Data provided:
* begin *

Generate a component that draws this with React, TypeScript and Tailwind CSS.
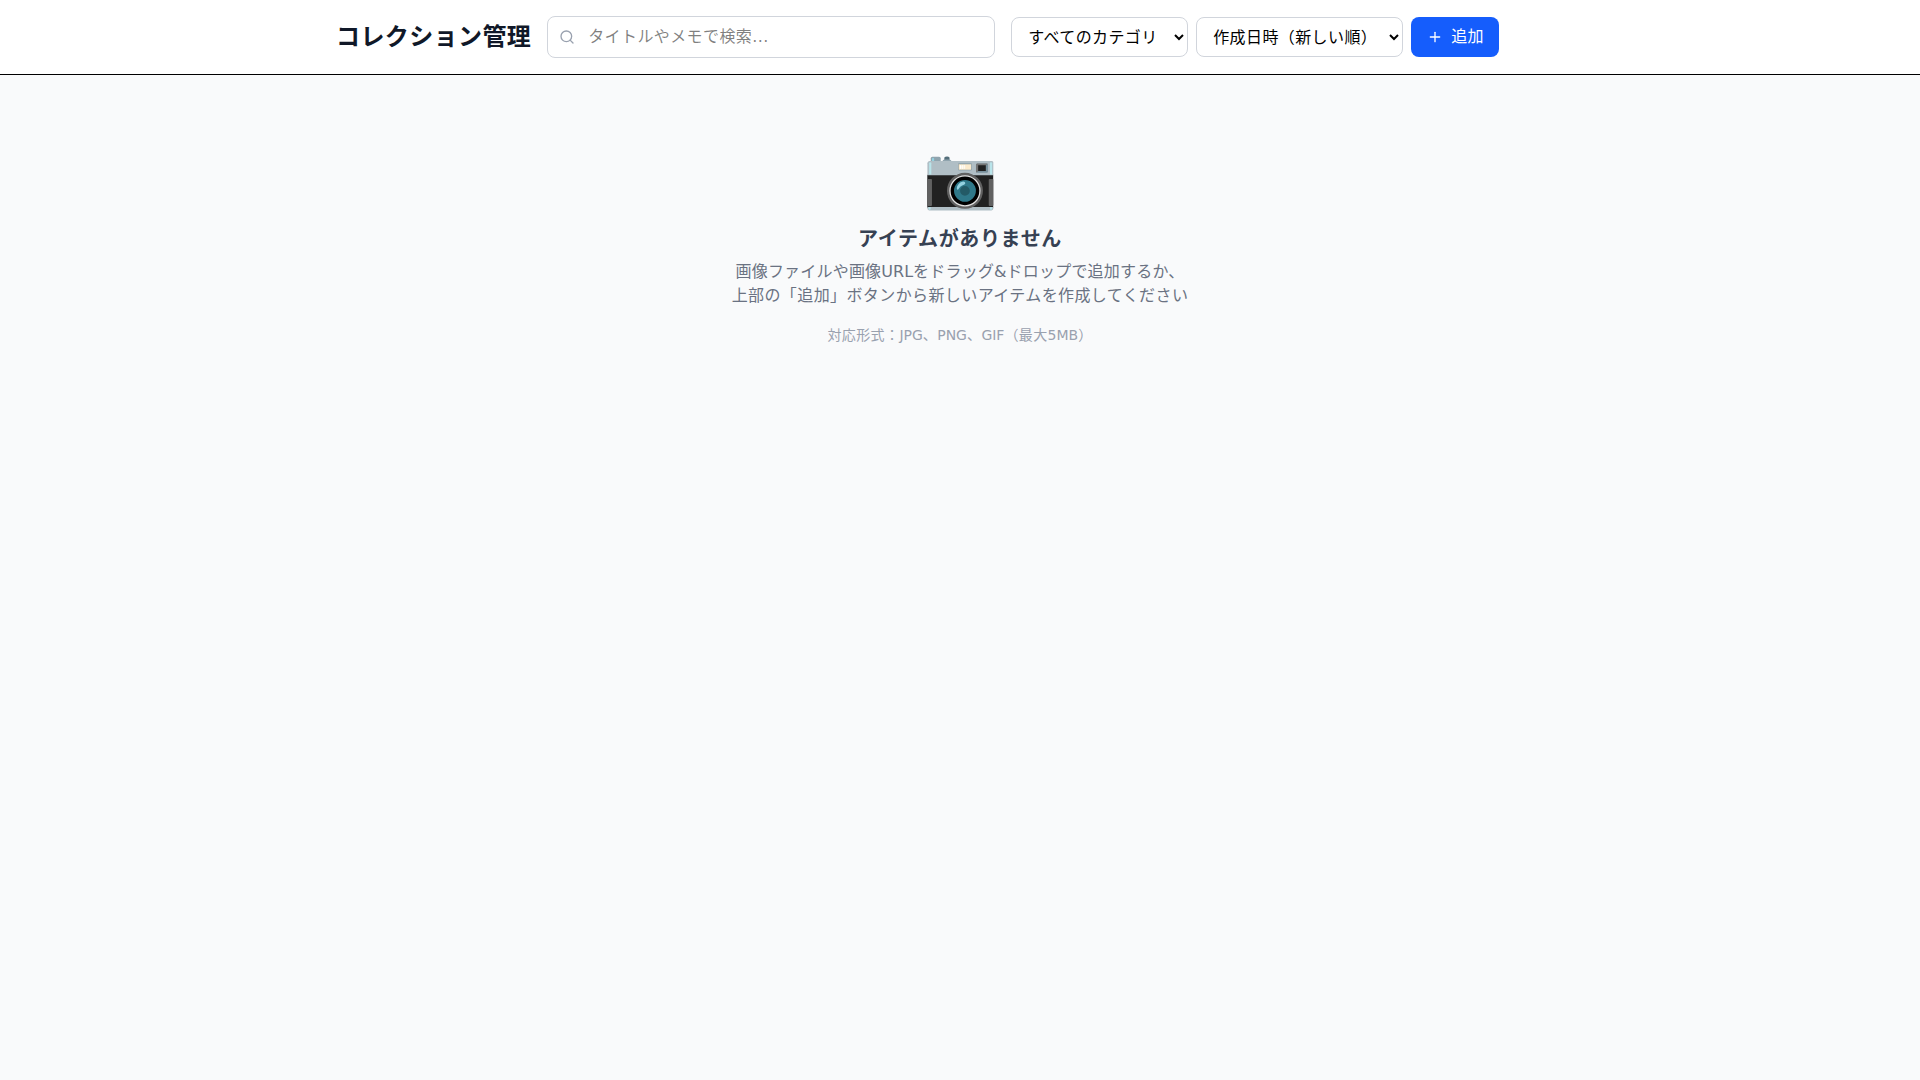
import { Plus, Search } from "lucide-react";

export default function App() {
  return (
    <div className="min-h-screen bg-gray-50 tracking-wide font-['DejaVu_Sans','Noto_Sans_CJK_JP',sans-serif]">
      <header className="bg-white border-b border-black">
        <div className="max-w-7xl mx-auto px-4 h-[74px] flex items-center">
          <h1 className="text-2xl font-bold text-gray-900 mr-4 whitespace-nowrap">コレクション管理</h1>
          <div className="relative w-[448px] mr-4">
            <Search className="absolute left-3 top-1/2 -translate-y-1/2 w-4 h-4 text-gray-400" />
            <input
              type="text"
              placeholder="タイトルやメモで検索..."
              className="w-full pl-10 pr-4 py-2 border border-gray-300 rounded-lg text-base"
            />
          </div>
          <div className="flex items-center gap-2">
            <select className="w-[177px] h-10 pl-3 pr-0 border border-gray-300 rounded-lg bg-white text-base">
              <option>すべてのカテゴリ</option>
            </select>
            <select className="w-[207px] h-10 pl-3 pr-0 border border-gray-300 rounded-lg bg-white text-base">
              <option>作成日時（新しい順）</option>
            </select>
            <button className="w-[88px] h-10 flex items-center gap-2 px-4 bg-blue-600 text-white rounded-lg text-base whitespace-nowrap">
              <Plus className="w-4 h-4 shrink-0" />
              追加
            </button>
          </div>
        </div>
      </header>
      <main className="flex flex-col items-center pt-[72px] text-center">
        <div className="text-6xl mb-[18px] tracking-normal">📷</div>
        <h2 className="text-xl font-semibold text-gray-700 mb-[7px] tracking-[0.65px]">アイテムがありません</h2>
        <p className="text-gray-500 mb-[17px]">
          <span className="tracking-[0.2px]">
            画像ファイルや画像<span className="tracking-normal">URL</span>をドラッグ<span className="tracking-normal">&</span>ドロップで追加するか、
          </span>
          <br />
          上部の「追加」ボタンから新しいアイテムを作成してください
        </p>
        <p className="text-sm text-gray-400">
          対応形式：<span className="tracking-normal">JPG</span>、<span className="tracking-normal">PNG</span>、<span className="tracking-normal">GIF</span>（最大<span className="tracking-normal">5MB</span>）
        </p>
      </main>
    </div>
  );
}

* end *
* begin *

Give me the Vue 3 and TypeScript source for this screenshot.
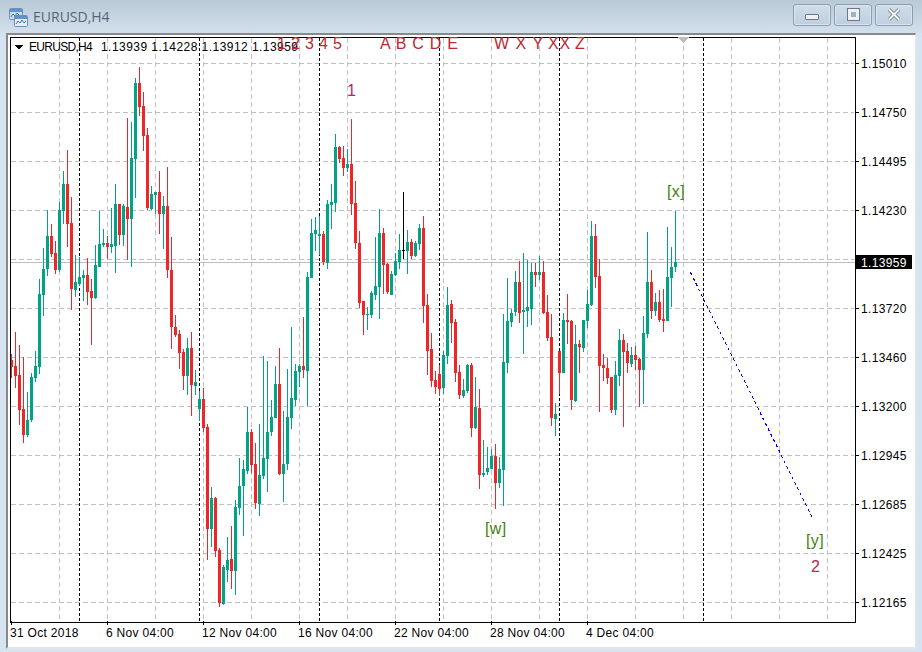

* end *

Task brief:
Pull out each line of the listing that holds the string "TypeScript".

Output for this task:
Generate a component that draws this with React, TypeScript and Tailwind CSS.
Give me the Vue 3 and TypeScript source for this screenshot.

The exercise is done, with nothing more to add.